Since receiving its Altoona certification the Spirit of Mobility has garnered numerous contracts with bus sales and leasing companies throughout the United States and Canada, and one in Guam.

“These contracts have created a substantial order backlog,” says Roberts. “In a very short time span, the Spirit of Mobility bus is gaining tremendous acceptance and market penetration.”

ARBOC plays a vital role in the Spirit of Alexandria Foundation

Leah and Craig Bennett established the Spirit of Alexandria Foundation to remember their daughter Alexandria Bennett, the late granddaughter of ARBOC Mobility president, Jim Bartel. The foundation builds on the passion Alexandria held for nature in her young age. In cooperation with partners close to home and across the country, the foundation helps other children experience nature in the places Alexandria loved.

Alexandria’s Nature Buses are central to the mission. Bartel and ARBOC first developed the vehicles for use in Yellowstone National Park, WY, and as mobile classrooms for the Teton Science Schools, which has worked 40 years to connect children to nature through programs in remote areas of Greater Yellowstone. Many of the children in these areas have not had the opportunity to visit the ancient homes of their ancestors. Alexandria’s Nature Bus makes that possible.
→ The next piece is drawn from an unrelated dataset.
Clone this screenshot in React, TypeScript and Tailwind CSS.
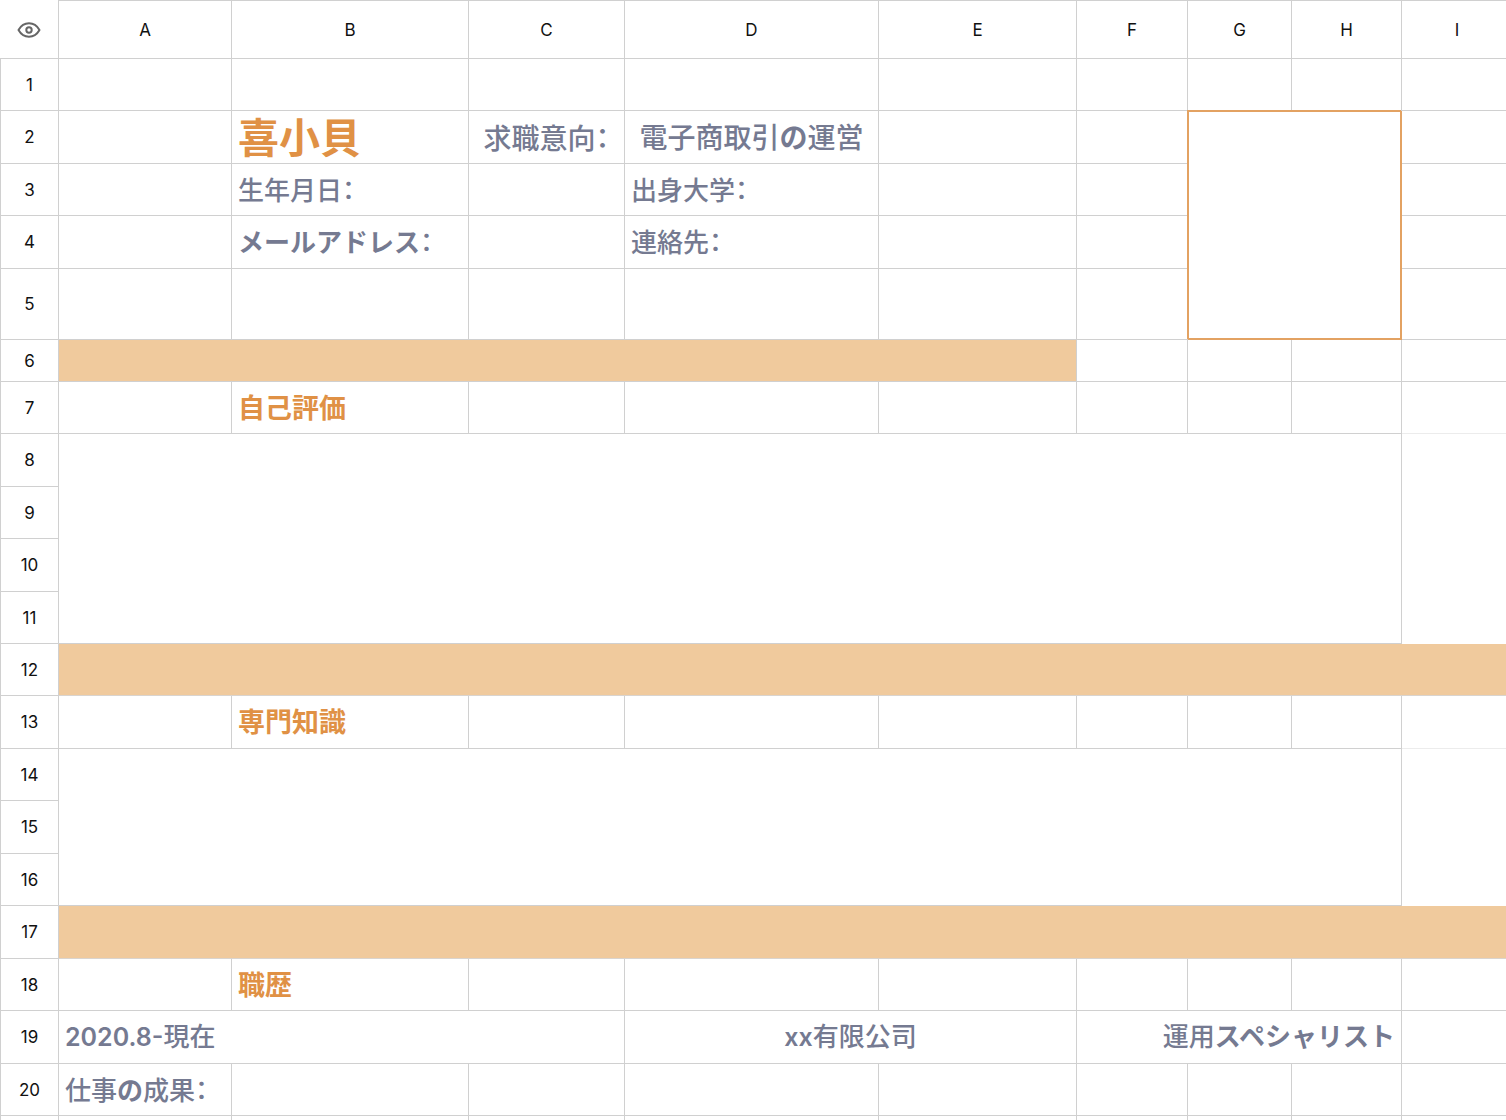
import React from "react";

type Cell = {
  text?: string;
  colSpan?: number;
  rowSpan?: number;
  className?: string;
};

type Row = { h: number; cells: Cell[] };

const COLUMNS = ["A", "B", "C", "D", "E", "F", "G", "H", "I"];
const LAST_ROW = 20;

const LINE = "border-r border-b border-[#d0d0d0]";
const BLANK = "";
const FILL = "border-b border-[#d9d4cf] bg-[#f0ca9d]";
const FAINT = "border-b border-[#ececec]";
const PHOTO =
  "relative z-10 border border-r-2 border-b-2 border-[#e3a262] bg-white shadow-[-1px_-1px_0_#e3a262]";

const NAME = "pt-0.5 text-[41px] font-bold text-[#e09145]";
const TITLE = "pt-0.5 text-[27px] font-bold text-[#e09145]";
const INTENT = "pt-0.5 text-[28px] font-medium text-[#757a91]";
const LABEL = "pt-0 text-[26px] font-medium text-[#757a91]";

const empty = (n: number): Cell[] => Array.from({ length: n }, () => ({}));

const ROWS: Row[] = [
  { h: 52, cells: empty(9) },
  {
    h: 53,
    cells: [
      {},
      { text: "喜小貝", className: NAME },
      { text: "求職意向：", className: `${INTENT} text-center` },
      { text: "電子商取引の運営", className: `${INTENT} text-center` },
      {},
      {},
      { colSpan: 2, rowSpan: 4, className: PHOTO },
      {},
    ],
  },
  {
    h: 52,
    cells: [
      {},
      { text: "生年月日：", className: LABEL },
      {},
      { text: "出身大学：", className: LABEL },
      ...empty(3),
    ],
  },
  {
    h: 53,
    cells: [
      {},
      { text: "メールアドレス：", className: LABEL },
      {},
      { text: "連絡先：", className: LABEL },
      ...empty(3),
    ],
  },
  { h: 71, cells: empty(7) },
  {
    h: 42,
    cells: [
      { colSpan: 5, className: `${LINE} bg-[#f0ca9d]` },
      ...empty(4),
    ],
  },
  {
    h: 52,
    cells: [
      {},
      { text: "自己評価", className: TITLE },
      ...empty(6),
      { className: FAINT },
    ],
  },
  {
    h: 53,
    cells: [
      { colSpan: 8, rowSpan: 4, className: LINE },
      { rowSpan: 4, className: BLANK },
    ],
  },
  { h: 52, cells: [] },
  { h: 53, cells: [] },
  { h: 52, cells: [] },
  { h: 52, cells: [{ colSpan: 9, className: FILL }] },
  {
    h: 53,
    cells: [
      {},
      { text: "専門知識", className: TITLE },
      ...empty(6),
      { className: FAINT },
    ],
  },
  {
    h: 52,
    cells: [
      { colSpan: 8, rowSpan: 3, className: LINE },
      { rowSpan: 3, className: BLANK },
    ],
  },
  { h: 53, cells: [] },
  { h: 52, cells: [] },
  { h: 53, cells: [{ colSpan: 9, className: FILL }] },
  { h: 52, cells: [{}, { text: "職歴", className: TITLE }, ...empty(7)] },
  {
    h: 53,
    cells: [
      { text: "2020.8-現在", colSpan: 3, className: LABEL },
      { text: "xx有限公司", colSpan: 2, className: `${LABEL} text-center` },
      { text: "運用スペシャリスト", colSpan: 3, className: `${LABEL} text-right` },
      {},
    ],
  },
  { h: 52, cells: [{ text: "仕事の成果：", className: LABEL }, ...empty(8)] },
  { h: 53, cells: empty(9) },
];

// Kana and latin runs are set heavier than kanji, the colon takes half a cell
function Runs({ text }: { text: string }) {
  const parts = text.match(/[\u3040-\u30ff]+|：|[\x20-\x7e]+|[^\u3040-\u30ff：\x20-\x7e]+/g) || [];
  return (
    <>
      {parts.map((p, i) => {
        if (/^[\u3040-\u30ff]/.test(p)) {
          return <span key={i} className="font-bold">{p}</span>;
        }
        if (/^[\x20-\x7e]/.test(p)) {
          return <span key={i} className="text-[25px] font-semibold">{p}</span>;
        }
        if (p === "：") {
          return (
            <span key={i} className="font-['Noto_Sans_CJK_SC',sans-serif] [font-feature-settings:'halt']">
              {p}
            </span>
          );
        }
        return <span key={i}>{p}</span>;
      })}
    </>
  );
}

function EyeIcon() {
  return (
    <svg width="24" height="16" viewBox="0 0 24 16" fill="none" stroke="#666666" strokeWidth="2">
      <path d="M1.500 8C4 3.600 7.600 1.300 12 1.300S20 3.600 22.500 8C20 12.400 16.400 14.700 12 14.700S4 12.400 1.500 8Z" strokeLinejoin="round" />
      <circle cx="12" cy="8" r="2.700" />
    </svg>
  );
}

export default function App() {
  return (
    <div className="h-screen overflow-auto bg-white [scrollbar-width:none]">
      <table
        lang="ja"
        className="w-[1513px] min-w-full table-fixed border-separate border-spacing-0 font-['Inter','Noto_Sans_CJK_JP',sans-serif] text-[17px] text-[#111111]"
      >
        <colgroup>
          <col className="w-[59px]" />
          <col className="w-[173px]" />
          <col className="w-[237px]" />
          <col className="w-[156px]" />
          <col className="w-[254px]" />
          <col className="w-[198px]" />
          <col className="w-[111px]" />
          <col className="w-[104px]" />
          <col className="w-[110px]" />
          <col />
        </colgroup>
        <thead>
          <tr className="h-[59px]">
            <th className={`${LINE} px-0 pt-0.5 pb-0`}>
              <button type="button" aria-label="表示" className="flex w-full items-center justify-center">
                <EyeIcon />
              </button>
            </th>
            {COLUMNS.map((c) => (
              <th key={c} scope="col" className={`${LINE} border-t px-0 pt-0.5 pb-0 font-normal`}>
                {c}
              </th>
            ))}
          </tr>
        </thead>
        <tbody>
          {ROWS.map((row, i) => (
            <tr key={i} style={{ height: row.h }}>
              <th scope="row" className={`${LINE} border-l px-0 pt-0.5 pb-0 font-normal`}>
                {i < LAST_ROW && i + 1}
              </th>
              {row.cells.map((cell, j) => (
                <td
                  key={j}
                  colSpan={cell.colSpan}
                  rowSpan={cell.rowSpan}
                  className={
                    cell.text
                      ? `${LINE} px-1.5 pb-0 leading-10 whitespace-nowrap ${cell.className}`
                      : `p-0 ${cell.className ?? LINE}`
                  }
                >
                  {cell.text && <Runs text={cell.text} />}
                </td>
              ))}
            </tr>
          ))}
        </tbody>
      </table>
    </div>
  );
}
Earlier this year the Howell Conference & Nature Center, Howell, MI, met with The Spirit of Alexandria Foundation to devise the second Spirit of Alexandria bus. Established in 1978, the Howell Nature Center provides wildlife rehabilitation and conservation education with their on-site and off-site programs. The center sees the nature bus as the perfect means to reacquaint children with nature. With the help of ARBOC Mobility and the many supporters of the foundation, the nature bus was completed and presented to the Howell Center at the Foundation’s Annual Golf Outing.

The Howell Nature Bus shows animals native to Michigan. The nature bus is available for any school to book for a classroom, and the foundation will provide grants for schools and teachers to experience the nature bus even in uneasy economic times.

The vision of The Spirit of Alexandria is to have nature buses as mobile classrooms  across the United States in nature centers or state parks to connect as many children as possible with nature, and to help them better experience the world around them.